Today Ford is making its greatest relative resurgence in almost sixty years. This time, GM is suffering from a strategy reminiscent of the Ford of old, which emphasizes volume and that has cloned all its models to look alike. Ford is regaining long-lost market share at a handsome rate through styling -- e.g. the Taurus; differentiation -- turbos, for example; and superior quality.
The headlines in late June, portending the possible demise of People Express Airlines, are a carbon copy of Ford's decline earlier this century.
Even if People Express goes the way of the Model T, founder Don Burr would nonetheless deserve a statue almost as high as Ford's. Like Ford, Burr significantly expanded the horizons and possibilities for millions of Americans by reaching a new plateau in affordable air transportation. Indeed, it's hard to remember less than a decade ago, flying was almost the exclusive province of businesspersons and the well-to-do.
Burr rushed to take complete advantage of deregulation. He forced overwhelming and lasting changes on other, more established air systems -- from two-tier wage settlements, to mergers, to efficient hub-and-spoke networks. Many of the changes would have come without Burr or People Express, as doubtless would have come some other version of the Model T without Ford. Still, the boldness of People's moves probably cut the process by a decade.
And now Burr and his airline stand a good chance, like the first Mr. Ford and his company, of losing it all. Competitors have closed most of Burr's once-imposing cost-per-seat-mile gap. And now Burr is stuck with a customer-perception problem similar to the Model T's image that it would make a car in "any color as long as it's black."
Despite belated investment of hundreds of millions of dollars on a new Newark, New Jersey terminal and a new reservation system, People is burdened by too many memories of the dingy and congested North Terminal, ridiculous overbooking incidents and a primitive reservation system that has turned the entire community of travel agents against the airline.

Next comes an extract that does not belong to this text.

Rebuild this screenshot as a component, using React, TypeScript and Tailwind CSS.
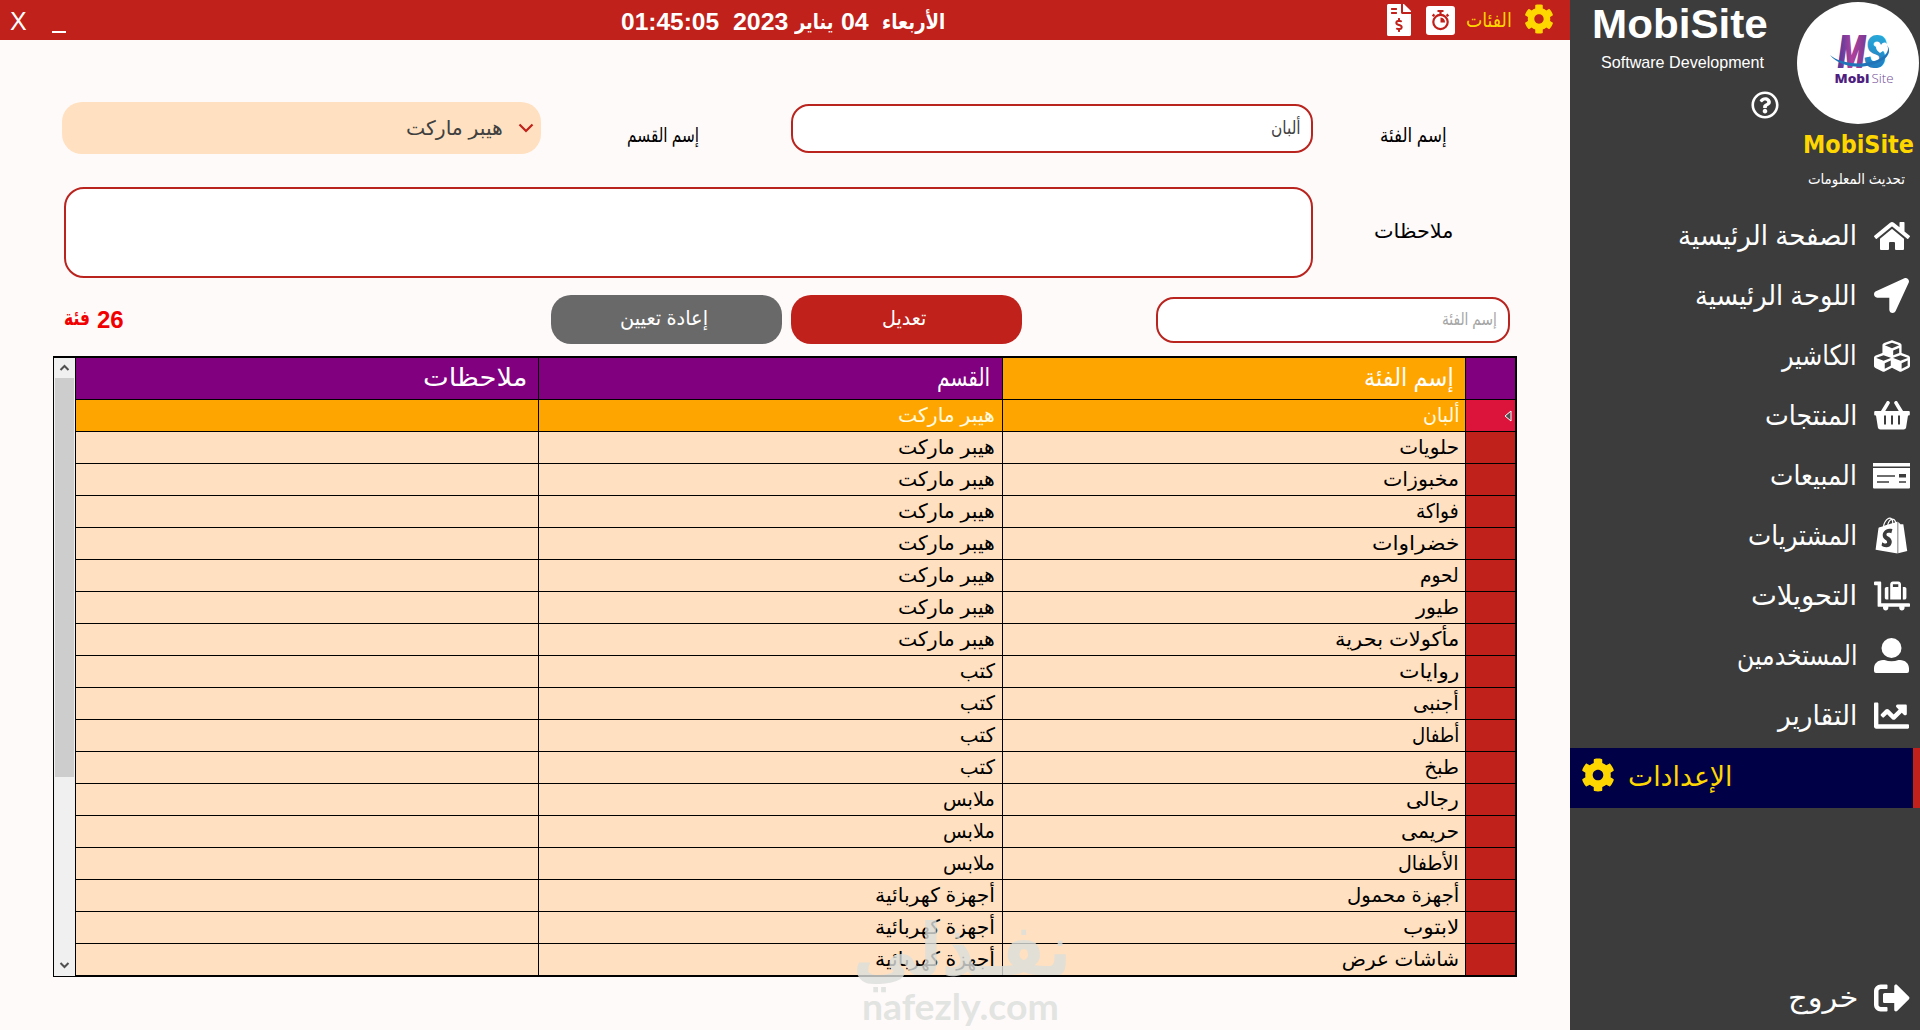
import { useLayoutEffect, useRef, useState } from "react";
import type { ReactNode } from "react";
import {
  FaChartLine,
  FaCog,
  FaCubes,
  FaFileInvoiceDollar,
  FaHome,
  FaLocationArrow,
  FaLuggageCart,
  FaRegQuestionCircle,
  FaShopify,
  FaSignOutAlt,
} from "react-icons/fa";

/** Single line of text whose glyphs are condensed or widened to fill the box. */
function Fit({ className, children, ltr }: { className: string; children: ReactNode; ltr?: boolean }) {
  const box = useRef<HTMLSpanElement>(null);
  const text = useRef<HTMLSpanElement>(null);
  const [scale, setScale] = useState(1);
  useLayoutEffect(() => {
    if (box.current && text.current && text.current.offsetWidth > 0) {
      setScale(box.current.getBoundingClientRect().width / text.current.offsetWidth);
    }
  }, []);
  return (
    <span ref={box} dir={ltr ? "ltr" : "rtl"} className={"block shrink-0 whitespace-nowrap " + className}>
      <span
        ref={text}
        className={"inline-block " + (ltr ? "origin-left" : "origin-right")}
        style={{ transform: `scaleX(${scale})` }}
      >
        {children}
      </span>
    </span>
  );
}

function BasketIcon() {
  return (
    <svg viewBox="0 0 36 29" className="h-[29px] w-[36px]">
      <path d="M14 1.800 8.500 11M22 1.800 27.500 11" stroke="currentColor" strokeWidth="3.600" strokeLinecap="round" />
      <path
        fillRule="evenodd"
        fill="currentColor"
        d="M1.200 10h33.600a1 1 0 0 1 1 1v2.400a1 1 0 0 1-1 1h-.8l-1.900 12a2.600 2.600 0 0 1-2.500 2.200H6.400a2.600 2.600 0 0 1-2.500-2.200L2 14.400h-.8a1 1 0 0 1-1-1V11a1 1 0 0 1 1-1zM10 14.500v9h2v-9zM17 14.500v9h2v-9zM24 14.500v9h2v-9z"
      />
    </svg>
  );
}

function CardIcon() {
  return (
    <svg viewBox="0 0 37 26" className="h-[26px] w-[37px]">
      <path
        fillRule="evenodd"
        fill="currentColor"
        d="M0 0h37v3.500H0zM0 5h37v19.500a1 1 0 0 1-1 1H1a1 1 0 0 1-1-1zM4 12.200v1.600h18v-1.600zM4 18.200v1.600h12v-1.600zM26 11v3.600h7V11zM26 18.200v1.600h7v-1.600z"
      />
    </svg>
  );
}

function PersonIcon() {
  return (
    <svg viewBox="0 0 35 35" className="size-[35px]">
      <circle cx="17.500" cy="10" r="10" fill="currentColor" />
      <path d="M0 33v-2.500C0 25.500 4 22 9 22h1.500c4.500 1.800 9.500 1.800 14 0H26c5 0 9 3.500 9 8.500V33a2 2 0 0 1-2 2H2a2 2 0 0 1-2-2z" fill="currentColor" />
    </svg>
  );
}

const nav = [
  { label: "الصفحة الرئيسية", w: "w-[179px]", icon: <FaHome className="size-[36px]" /> },
  { label: "اللوحة الرئيسية", w: "w-[162px]", icon: <FaLocationArrow className="size-[35px]" /> },
  { label: "الكاشير", w: "w-[75px]", icon: <FaCubes className="size-[36px]" /> },
  { label: "المنتجات", w: "w-[92px]", icon: <BasketIcon /> },
  { label: "المبيعات", w: "w-[87px]", icon: <CardIcon /> },
  { label: "المشتريات", w: "w-[109px]", icon: <FaShopify className="size-[37px]" /> },
  { label: "التحويلات", w: "w-[106px]", icon: <FaLuggageCart className="size-[36px]" /> },
  { label: "المستخدمين", w: "w-[120px]", icon: <PersonIcon /> },
  { label: "التقارير", w: "w-[79px]", icon: <FaChartLine className="size-[35px]" /> },
];

const market = ["هيبر ماركت", "w-[97px]"];
const books = ["كتب", "w-[35px]"];
const clothes = ["ملابس", "w-[52px]"];
const devices = ["أجهزة كهربائية", "w-[120px]"];

const rows: [string, string, string[]][] = [
  ["ألبان", "w-[36px]", market],
  ["حلويات", "w-[60px]", market],
  ["مخبوزات", "w-[76px]", market],
  ["فواكة", "w-[43px]", market],
  ["خضراوات", "w-[87px]", market],
  ["لحوم", "w-[39px]", market],
  ["طيور", "w-[43px]", market],
  ["مأكولات بحرية", "w-[124px]", market],
  ["روايات", "w-[60px]", books],
  ["أجنبى", "w-[46px]", books],
  ["أطفال", "w-[47px]", books],
  ["طبخ", "w-[35px]", books],
  ["رجالى", "w-[53px]", clothes],
  ["حريمى", "w-[58px]", clothes],
  ["الأطفال", "w-[61px]", clothes],
  ["أجهزة محمول", "w-[112px]", devices],
  ["لابتوب", "w-[56px]", devices],
  ["شاشات عرض", "w-[117px]", devices],
];

function StopwatchTile() {
  return (
    <svg viewBox="0 0 29 29" className="h-[29px] w-[29px]">
      <rect width="29" height="29" rx="3" fill="#fff" />
      <g stroke="#c0211a" fill="none" strokeWidth="2.200">
        <circle cx="14.500" cy="16" r="7.200" />
        <path d="M11.500 5h6M14.500 5v3M20.600 8.400l1.800 1.800M6.600 10.200l1.800-1.800" />
      </g>
      <path d="M14.500 16.500v-5a5 5 0 0 1 4.500 5z" fill="#c0211a" />
    </svg>
  );
}

function LogoMark() {
  return (
    <svg viewBox="0 0 122 122" className="h-[122px] w-[122px]">
      <defs>
        <linearGradient id="lm" x1="0" x2="1" y1="0" y2="0">
          <stop offset="0" stopColor="#4b3a9b" />
          <stop offset=".5" stopColor="#b0409c" />
          <stop offset="1" stopColor="#7a3a94" />
        </linearGradient>
        <linearGradient id="ls" x1="0" x2="0" y1="0" y2="1">
          <stop offset="0" stopColor="#2bb5e0" />
          <stop offset="1" stopColor="#1e6fb8" />
        </linearGradient>
      </defs>
      <circle cx="61" cy="61" r="61" fill="#fff" />
      <g fontFamily="Liberation Sans, Arial, sans-serif" fontWeight="700" fontStyle="italic" fontSize="45" strokeWidth="2">
        <text x="41" y="65" textLength="27" lengthAdjust="spacingAndGlyphs" fill="url(#lm)" stroke="url(#lm)">M</text>
        <text x="68" y="65" textLength="21" lengthAdjust="spacingAndGlyphs" fill="url(#ls)" stroke="url(#ls)">S</text>
      </g>
      <path d="M79 45c-1-4 3-5 5-2 2-4 7-3 6 1-1 3-4 5-7 7-2-2-4-3-4-6z" fill="#fff" />
      <path d="M33 53c10 9 38 13 54 1 4-4 5-7 3-11 4 5 2 11-4 15-17 11-43 8-53-5z" fill="#2274b9" />
      <g fontFamily="Open Sans, Noto Sans, sans-serif" fontSize="13">
        <text x="37.500" y="81" fontWeight="800" textLength="35" lengthAdjust="spacingAndGlyphs" fill="#4f1f80">Mobi</text>
        <text x="74.500" y="81" fontWeight="300" textLength="22" lengthAdjust="spacingAndGlyphs" fill="#6f4a96">Site</text>
      </g>
    </svg>
  );
}

function TopBar() {
  return (
    <header className="flex h-10 items-center bg-[#c0211a] text-white">
      <span className="ml-[10px] mt-px text-[25px] leading-10">X</span>
      <span className="ml-[25px] mt-[5px] h-[2px] w-[14px] translate-y-[9px] bg-white" />
      <div className="ml-[555px] flex items-center pt-[4px] text-2xl font-bold leading-9">
        <Fit ltr className="w-[98px]">01:45:05</Fit>
        <Fit ltr className="ml-[14px] w-[55px]">2023</Fit>
        <Fit className="ml-2 w-[38px] text-[21px]">يناير</Fit>
        <Fit ltr className="ml-[7px] w-7">04</Fit>
        <Fit className="ml-[14px] w-[63px] text-[21px]">الأربعاء</Fit>
      </div>
      <div className="ml-auto flex items-center pr-[16px]">
        <FaFileInvoiceDollar className="h-[32px] w-[26px]" />
        <span className="ml-[14px]"><StopwatchTile /></span>
        <Fit className="ml-[11px] w-[46px] text-[20px] leading-10 text-[#ffd700]">الفئات</Fit>
        <FaCog className="ml-[12px] size-[30px] -translate-y-px text-[#ffd700]" />
      </div>
    </header>
  );
}

function EntryForm() {
  return (
    <section>
      <div className="flex h-[52px] items-center pl-[62px] text-black">
        <div className="flex h-[52px] w-[479px] items-center justify-end rounded-[20px] bg-[#ffe0c0] pr-[7px]">
          <Fit className="w-[97px] text-[20px] leading-[48px] text-[#404040]">هيبر ماركت</Fit>
          <svg viewBox="0 0 16 10" className="ml-[15px] h-[10px] w-[16px]">
            <path d="M1.500 1.500 8 8l6.500-6.500" fill="none" stroke="#c0211a" strokeWidth="2.200" />
          </svg>
        </div>
        <Fit className="ml-[86px] mt-[14px] w-[72px] text-[20px]">إسم القسم</Fit>
        <div className="ml-[92px] flex h-[49px] w-[522px] items-center justify-end rounded-[18px] border-2 border-[#b9241f] bg-white pr-[10px]">
          <Fit className="w-[30px] text-[18px] leading-[44px] text-[#404040]">ألبان</Fit>
        </div>
        <Fit className="ml-[67px] mt-[14px] w-[67px] text-[20px]">إسم الفئة</Fit>
      </div>

      <div className="mt-[33px] flex h-[91px] items-center pl-[64px] text-black">
        <div className="h-[91px] w-[1249px] rounded-[20px] border-2 border-[#b9241f] bg-white" />
        <Fit className="ml-[61px] w-[79px] -translate-y-[2px] text-[20px]">ملاحظات</Fit>
      </div>

      <div className="mt-[17px] flex h-[49px] items-center pl-[64px] text-white">
        <div className="flex items-center font-bold text-[#f00000]">
          <Fit className="w-[26px] -translate-y-[2px] text-[21px]">فئة</Fit>
          <Fit ltr className="ml-[7px] w-[27px] text-2xl">26</Fit>
        </div>
        <button className="ml-[427px] flex h-[49px] w-[231px] items-center justify-center rounded-[20px] bg-[#696969] pb-[3px] pr-[4px]">
          <Fit className="w-[88px] text-[20px]">إعادة تعيين</Fit>
        </button>
        <button className="ml-[9px] flex h-[49px] w-[231px] items-center justify-center rounded-[20px] bg-[#c0211a] pb-[3px] pr-[4px]">
          <Fit className="w-[44px] text-[20px]">تعديل</Fit>
        </button>
        <div className="ml-[134px] flex h-[46px] w-[354px] items-center justify-end rounded-[18px] border-2 border-[#b9241f] bg-white pr-[11px]">
          <Fit className="w-[55px] text-[17px] text-[#a5a5a5]">إسم الفئة</Fit>
        </div>
      </div>
    </section>
  );
}

function ScrollBar() {
  return (
    <div className="flex w-[21px] flex-col items-center bg-[#f0f0f0]">
      <svg viewBox="0 0 21 20" className="h-5 w-[21px]">
        <path d="M6.500 12l4-4 4 4" fill="none" stroke="#505050" strokeWidth="2" />
      </svg>
      <div className="h-[399px] w-[19px] bg-[#cdcdcd]" />
      <svg viewBox="0 0 21 20" className="mt-auto h-5 w-[21px]">
        <path d="M6.500 7l4 4 4-4" fill="none" stroke="#505050" strokeWidth="2" />
      </svg>
    </div>
  );
}

function CategoryTable() {
  return (
    <section className="ml-[53px] mt-[12px] flex h-[621px] w-[1464px] border border-r-2 border-t-2 border-black">
      <ScrollBar />
      <div className="flex-1 border-l border-black">
        <div className="grid h-[42px] grid-cols-[463px_464px_463px_1fr] border-b border-black bg-[#800080] text-[25px] leading-[38px] text-white">
          <div className="flex justify-end border-r border-black pr-[11px]">
            <Fit className="w-[104px]">ملاحظات</Fit>
          </div>
          <div className="flex justify-end border-r border-black pr-[12px]">
            <Fit className="w-[53px]">القسم</Fit>
          </div>
          <div className="flex justify-end border-r border-black bg-[#ffa500] pr-[11px]">
            <Fit className="w-[90px]">إسم الفئة</Fit>
          </div>
          <div />
        </div>
        {rows.map(([name, width, [dept, deptWidth]], i) => (
          <div
            key={name}
            className={
              "grid h-8 grid-cols-[463px_464px_463px_1fr] border-b border-black text-[20px] leading-[30px] " +
              (i === 0 ? "bg-[#ffa500] text-[#fffbe0]" : "bg-[#ffe0c0] text-black")
            }
          >
            <div className="border-r border-black" />
            <div className="flex justify-end border-r border-black pr-[7px]">
              <Fit className={deptWidth}>{dept}</Fit>
            </div>
            <div className="flex justify-end border-r border-black pr-[6px]">
              <Fit className={width}>{name}</Fit>
            </div>
            <div className={"flex items-center justify-end pr-[3px] " + (i === 0 ? "bg-[#dc143c]" : "bg-[#c0211a]")}>
              {i === 0 && (
                <svg viewBox="0 0 8 12" className="h-3 w-2">
                  <path d="M7 1v10L1 6z" fill="#505050" stroke="#fff" strokeWidth="1" />
                </svg>
              )}
            </div>
          </div>
        ))}
      </div>
    </section>
  );
}

function Sidebar() {
  return (
    <aside className="flex w-[350px] flex-col bg-[#3c3c3c] text-white">
      <div className="flex h-[208px]">
        <div className="w-[227px] pl-[22px]">
          <Fit ltr className="w-[176px] text-[41px] font-bold leading-[49px]">MobiSite</Fit>
          <Fit ltr className="ml-[9px] w-[163px] text-[17px] leading-7">Software Development</Fit>
          <FaRegQuestionCircle className="ml-[159px] mt-[14px] size-[28px]" />
        </div>
        <div className="flex w-[123px] flex-col items-start pt-[2px]">
          <LogoMark />
          <Fit ltr className="ml-[6px] mt-[2px] w-[111px] font-['DejaVu_Sans'] text-[25px] font-bold leading-[38px] text-[#ffd700]">MobiSite</Fit>
          <Fit className="ml-[11px] w-[97px] text-[15px] leading-[30px]">تحديث المعلومات</Fit>
        </div>
      </div>
      <nav>
        {nav.map((n) => (
          <a key={n.label} className="flex h-[60px] items-center justify-end pb-[5px] pr-[9px]">
            <Fit className={n.w + " text-[28px] leading-[55px]"}>{n.label}</Fit>
            <span className="ml-[16px] mr-px flex w-[37px] justify-center">{n.icon}</span>
          </a>
        ))}
        <a className="flex h-[60px] items-center border-r-[7px] border-[#c0211a] bg-[#000046] pb-[3px] pl-[11px] text-[#ffd700]">
          <FaCog className="size-[34px] -translate-y-[2px]" />
          <Fit className="ml-[13px] w-[105px] text-[28px] leading-[57px]">الإعدادات</Fit>
        </a>
      </nav>
      <a className="mb-[2px] mt-auto flex h-[60px] items-center justify-end pb-px pr-[10px]">
        <Fit className="w-[70px] text-[28px] leading-[56px]">خروج</Fit>
        <FaSignOutAlt className="ml-[16px] size-[36px]" />
      </a>
    </aside>
  );
}

export default function App() {
  return (
    <div className="relative flex h-[1030px] w-[1920px] overflow-hidden bg-[#fffafa] font-['Liberation_Sans','DejaVu_Sans',sans-serif]">
      <main className="w-[1570px]">
        <TopBar />
        <div className="pt-[62px]">
          <EntryForm />
          <CategoryTable />
        </div>
      </main>
      <Sidebar />
      <div className="pointer-events-none absolute left-[853px] top-[905px] font-bold text-[#dcdfdc] opacity-80">
        <Fit className="w-[218px] text-[72px] leading-[90px]">نفـذلي</Fit>
        <Fit ltr className="ml-[9px] mt-[-8px] w-[197px] font-[Lato] text-[37px] leading-[38px]">nafezly.com</Fit>
      </div>
    </div>
  );
}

Thus, no-frills flying had its hour in the sun. It dramatically and permanently changed the landscape, and it is now in eclipse. Others are matching People on price, while providing amenities that People does not offer, and pouring money into reservation systems and other notable value-added differentiation.
American Airlines, in particular, under aggressive chief Bob Crandall, has almost step-for-step, done to People what GM, under Alfred Sloan, did to the first Mr. Ford.
Another, almost exact parallel, may be unfolding in the telecommunications industry. MCI was the all-time giant slayer, destroying AT&T's monopoly. Even more proactively than People, MCI took advantage of the larger environmental drift toward less regulation. MCI provided no-frill alternative service to AT&T at up to a 50-percent-price discount in the early 1980s. It started, as People and Ford, a major and permanent revolution from which the American consumer has benefited immensely.
Again, the gap is closing on MCI and its no-frills image, which is fast becoming a most intractable millstone. The price gap has been narrowed to an almost undiscernible difference, and thus AT&T's genuinely high level of service and superior transmission quality is now proving to be a decisive value-added advantage.
The strategic implications for businesspersons from the three cases, and a host of less prominent other cases that could have been discussed, are profound. A no-frills provider takes advantage of (a la People and MCI in the face of deregulation) or creates (as did Ford) a true discontinuity by providing a widespread, low price/low cost, undifferentiated product or service.
In the marketplace, both older and newer players respond as basic economic theory proclaims they must -- by narrowing the price/cost gap. Once the gap is somewhat narrowed and a new, substantially lower-than-the-start plateau is reached, the winning strategy becomes differentiation -- via service, quality and variety.
Ford, People Express' Burr and MCI's Bill McGowan deserve the accolades that appropriately have been heaped upon them. However, the pioneer, no-frills provider almost inevitably sows the seeds of his own destruction. His position is ultimately fragile and vulnerable to the clever differentiator. The effective differentiators will likely win both the customers the profits over the medium-to-long term.